▶ _Stated problem_: Exactly retype the lines from the top of the data through the line containing "<Divider />", leaving out every picture.

▶ _Data shown_:
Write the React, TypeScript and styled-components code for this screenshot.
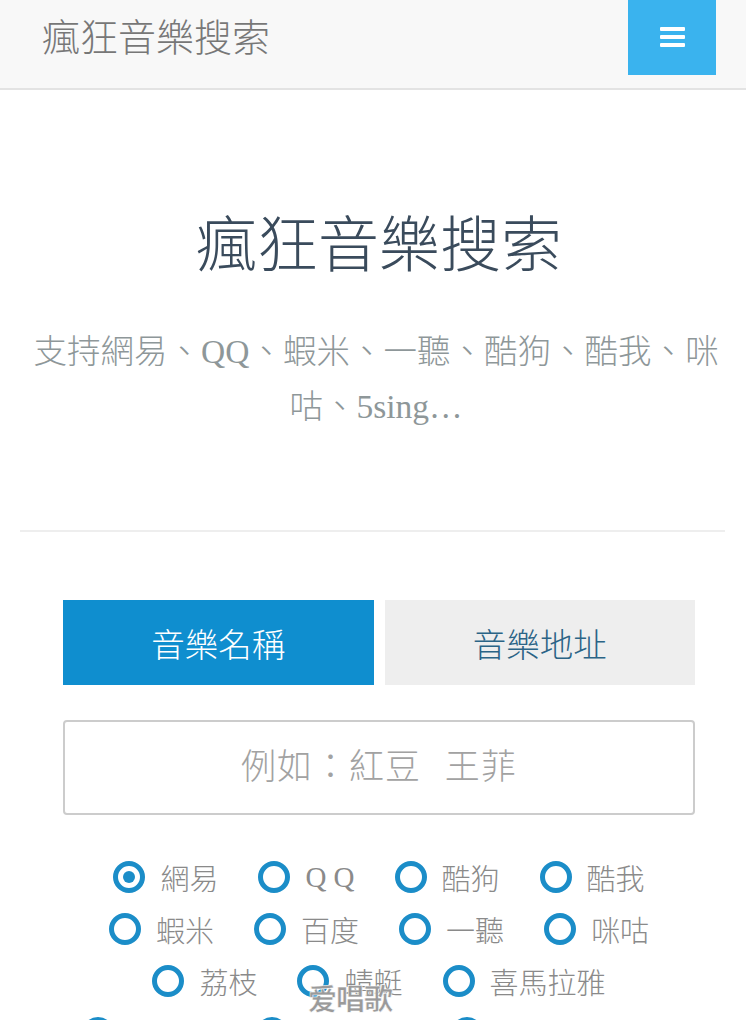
import React, { useState } from "react";
import styled, { createGlobalStyle } from "styled-components";

const GlobalStyle = createGlobalStyle`
  html, body {
    margin: 0;
    padding: 0;
    background: #ffffff;
    font-family: "Liberation Serif", "Noto Sans CJK TC", serif;
  }
  * {
    box-sizing: border-box;
  }
`;

const SOURCES = [
  ["網易", "Q Q", "酷狗", "酷我"],
  ["蝦米", "百度", "一聽", "咪咕"],
  ["荔枝", "蜻蜓", "喜馬拉雅"],
  ["音悅台", "全民K歌", "5sing原創翻唱"],
];

const App = () => {
  const [tab, setTab] = useState<number>(0);
  const [source, setSource] = useState<string>("網易");

  return (
    <Page>
      <GlobalStyle />
      <Navbar>
        <Brand>瘋狂音樂搜索</Brand>
        <MenuToggle type="button">
          <IconBar />
          <IconBar />
          <IconBar />
        </MenuToggle>
      </Navbar>

      <Hero>
        <Title>瘋狂音樂搜索</Title>
        <Lead>支持網易、QQ、蝦米、一聽、酷狗、酷我、咪咕、5sing…</Lead>
      </Hero>

      <Divider />

      <SearchForm>
        <Tabs>
          <Tab type="button" active={tab === 0} onClick={() => setTab(0)}>
            音樂名稱
          </Tab>
          <Tab type="button" active={tab === 1} onClick={() => setTab(1)}>
            音樂地址
          </Tab>
        </Tabs>
        <SearchInput placeholder="例如：紅豆 王菲" />
        <Sources>
          {SOURCES.map((row, i) => (
            <SourceRow key={i}>
              {row.map(name => (
                <SourceItem key={name} onClick={() => setSource(name)}>
                  <Radio checked={source === name} />
                  <SourceLabel>{name}</SourceLabel>
                </SourceItem>
              ))}
            </SourceRow>
          ))}
        </Sources>
      </SearchForm>

      <Watermark>爱唱歌</Watermark>
    </Page>
  );
};

const Page = styled.div`
  position: relative;
  width: 746px;
  height: 1020px;
  overflow: hidden;
`;

const Navbar = styled.header`
  display: flex;
  align-items: flex-start;
  justify-content: space-between;
  height: 90px;
  padding: 0 30px 0 42px;
  background: #f8f8f8;
  border-bottom: 2px solid #e3e3e3;
`;

const Brand = styled.div`
  margin-top: 16px;
  font-size: 38px;
  line-height: 44px;
  color: #777777;
  font-weight: 300;
`;

const MenuToggle = styled.button`
  display: flex;
  flex-direction: column;
  align-items: center;
  justify-content: center;
  gap: 4px;
  width: 88px;
  height: 75px;
  margin: 0;
  padding: 0 0 2px;
  border: none;
  background: #3ab3ee;
  cursor: pointer;
`;

const IconBar = styled.span`
  display: block;
  width: 25px;
  height: 4px;
  border-radius: 1px;
  background: #ffffff;
`;

const Hero = styled.section`
  padding: 123px 20px 0 32px;
  text-align: center;
`;

const Title = styled.h1`
  margin: 0;
  font-size: 61px;
  line-height: 68px;
  font-weight: 300;
  color: #3a4b5c;
`;

const Lead = styled.p`
  margin: 43px -8px 0 -14px;
  font-size: 33.5px;
  line-height: 55px;
  font-weight: 300;
  color: #8e9799;
`;

const Divider = styled.hr`
  margin: 96px 21px 0 20px;
  border: none;
  border-top: 2px solid #eeeeee;
`;

const SearchForm = styled.form`
  padding: 68px 51px 0 63px;
`;

const Tabs = styled.div`
  display: flex;
  gap: 11px;
`;

const Tab = styled.button<{ active: boolean }>`
  flex: 1;
  height: 85px;
  margin: 0;
  border: none;
  font-family: inherit;
  font-size: 33.5px;
  font-weight: 300;
  cursor: pointer;
  background: ${props => (props.active ? "#0f8ecf" : "#eeeeee")};
  color: ${props => (props.active ? "#ffffff" : "#2b6486")};
`;

const SearchInput = styled.input`
  display: block;
  width: 100%;
  height: 95px;
  margin-top: 35px;
  padding: 0 16px;
  border: 2px solid #cccccc;
  border-radius: 4px;
  font-family: inherit;
  font-size: 35px;
  text-align: center;
  outline: none;

  &::placeholder {
    color: #a2a2a2;
    font-weight: 300;
    letter-spacing: 1px;
    word-spacing: 14px;
  }
`;

const Sources = styled.div`
  margin-top: 36px;
`;

const SourceRow = styled.div`
  display: flex;
  justify-content: center;
  height: 52px;
  align-items: center;
`;

const SourceItem = styled.label`
  display: flex;
  align-items: center;
  gap: 15px;
  margin: 0 20px;
  cursor: pointer;
`;

const Radio = styled.span<{ checked: boolean }>`
  position: relative;
  width: 32px;
  height: 32px;
  border: 5px solid #1b8dc8;
  border-radius: 50%;
  flex-shrink: 0;

  &::after {
    content: "";
    display: ${props => (props.checked ? "block" : "none")};
    position: absolute;
    top: 5px;
    left: 5px;
    width: 12px;
    height: 12px;
    border-radius: 50%;
    background: #1b8dc8;
  }
`;

const SourceLabel = styled.span`
  font-size: 29px;
  font-weight: 300;
  color: #8a8a8a;
  white-space: nowrap;
`;

const Watermark = styled.div`
  position: absolute;
  left: 308px;
  top: 976px;
  font-family: "Noto Sans CJK SC", sans-serif;
  font-size: 29px;
  font-weight: 700;
  letter-spacing: -1px;
  color: #9a9a9a;
  -webkit-text-stroke: 0.5px #ffffff;
`;

export default App;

▶ _In response_:
Write the React, TypeScript and styled-components code for this screenshot.
import React, { useState } from "react";
import styled, { createGlobalStyle } from "styled-components";

const GlobalStyle = createGlobalStyle`
  html, body {
    margin: 0;
    padding: 0;
    background: #ffffff;
    font-family: "Liberation Serif", "Noto Sans CJK TC", serif;
  }
  * {
    box-sizing: border-box;
  }
`;

const SOURCES = [
  ["網易", "Q Q", "酷狗", "酷我"],
  ["蝦米", "百度", "一聽", "咪咕"],
  ["荔枝", "蜻蜓", "喜馬拉雅"],
  ["音悅台", "全民K歌", "5sing原創翻唱"],
];

const App = () => {
  const [tab, setTab] = useState<number>(0);
  const [source, setSource] = useState<string>("網易");

  return (
    <Page>
      <GlobalStyle />
      <Navbar>
        <Brand>瘋狂音樂搜索</Brand>
        <MenuToggle type="button">
          <IconBar />
          <IconBar />
          <IconBar />
        </MenuToggle>
      </Navbar>

      <Hero>
        <Title>瘋狂音樂搜索</Title>
        <Lead>支持網易、QQ、蝦米、一聽、酷狗、酷我、咪咕、5sing…</Lead>
      </Hero>

      <Divider />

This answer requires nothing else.